Today's Fortune, Cookie:

How about if I just give them some of my bean soup?

They've clipped the Charleston Sternwheel Regatta from ten days to four, eliminated the West Virginia Symphony from the lineup, chased off most of the sternwheelers, eliminated the boat races, and now they've banned lawn chairs from the concert area. If they had set out to intentionally kill it off, I don't think they could have done so as efficiently. They still refer to it as "West Virginia's Biggest Party." I've got my doubts about that now. I remember in the Regatta's salad days when they had crowds approaching a million people. The throng is nowhere near a third of that now. It's a shame to see such a good time get ruined by will-intentioned idiots trying to "improve" something that quite frankly needed no improvement. That seems to be the way of things around here. The yuppies-that-be get a notion in their feeble little brains of how nice The East Village was in New York and they try to convert Capitol Street to the same thing, not cognizant of the fact that it takes a population of well over a million people in the immediate proximity to make The East Village work. They even go so far as to name the area, The Village District. Other things have followed similar paths. The Clay Center, which was originally supposed to be an Art Museum was changed to a Palace of the Arts and Sciences, with an emphasis on the exhibits and activities that the upper crust tend to enjoy. Essentially it's a place where folks can wear their white ties and tuxedos. It looks like a wanna-be Kennedy Center, and cost $20 Million more than the Guggenheim in Bilbao, Spain, which is a magnificient piece of architecture. The monied class in this burg have no imagination, no creativity, and no class, and they think they're hot shit. It amazes me. We'll never have a world-class building here or a notable festival as long as the Republicans-in-charge here are mired in their own little constricted view of things, we'll never have anything worthy of notice, but of course, since it all works for them, they'll think everything is just ducky.


Quote of the Day: "I've been making a list of the things they don't teach you at school. They don't teach you how to love somebody. They don't teach you how to be famous. They don't teach you how to be rich or how to be poor. They don't teach you how to walk away from someone you don't love any longer. They don't teach you how to know what's going on in someone else's mind. They don't teach you what to say to someone who's dying. They don't teach you anything worth knowing."

-- Neil Gaiman (English born American Novelist, Journalist, Screenwriter, Children's author and Comics writer of American Gods, amongst many others, b.1960)


I've been reading James Hilton's (no relation to Paris, I don't imagine) Lost Horizon. It's a pretty interesting book. His most widely-known novel was probably Good-by Mr. Chips. This book is where we get the term and concept, Shangra-La. It's not in my top one hundred of great books, but it's an interesting diversion worthy of several days effort before going to sleep.
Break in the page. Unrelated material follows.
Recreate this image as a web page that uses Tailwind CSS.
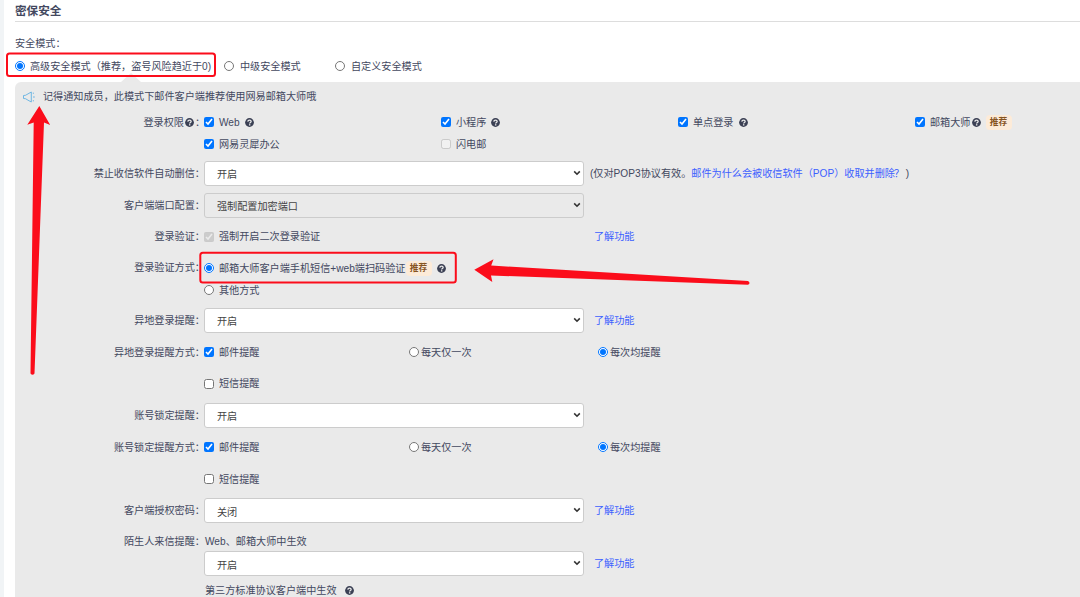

Here's another of the flame fractal designs I've come up with recently. I wish I knew more about the technical details of these things, since all the programs seem to allow the tweaking of many parameters. I don't know what ranges the numbers should fall in or anything else about the mathematics of them. All I'm able to do is tweak with the more "pedestrian" tools, change the palettes, and edit in Photopaint or Photoshop after the fact. I've come up with some nice pieces, but I've seen others I'd like to be able to approximate and I have no notion how to do it. I'll keep trying. This piece is larger than my usual fare here once again, but I felt to make it any smaller would diminish its impact to the point of the flop of a wet rag on the tile.

Generated flame fractal, modified with Corel Photopaint and Photoshop
"Cosmic Wheat"

(8:26 pm)West Virginia 62 -- Western Michigan 24
 

It wasn't the prettiest of games, but I think it was instructive to the coach and players. I think next week Marshall will have a huge gold and blue problem. I wish Suddenlink would get ESPN2 HD. I love watching football in High Def. It's almost like being there on the field. Appalachian State defeated Michigan at Michigan today. This is the first time that Michigan had ever played a Division 1-AA team (formerly, now FCS team of Division 1). It's also the first time a Division 1-AA team (formerly) has ever beat an AP ranked Division 1-A (formerly, not BCS team of Division 1 -- I think I got all that right).

Ah, college football. . .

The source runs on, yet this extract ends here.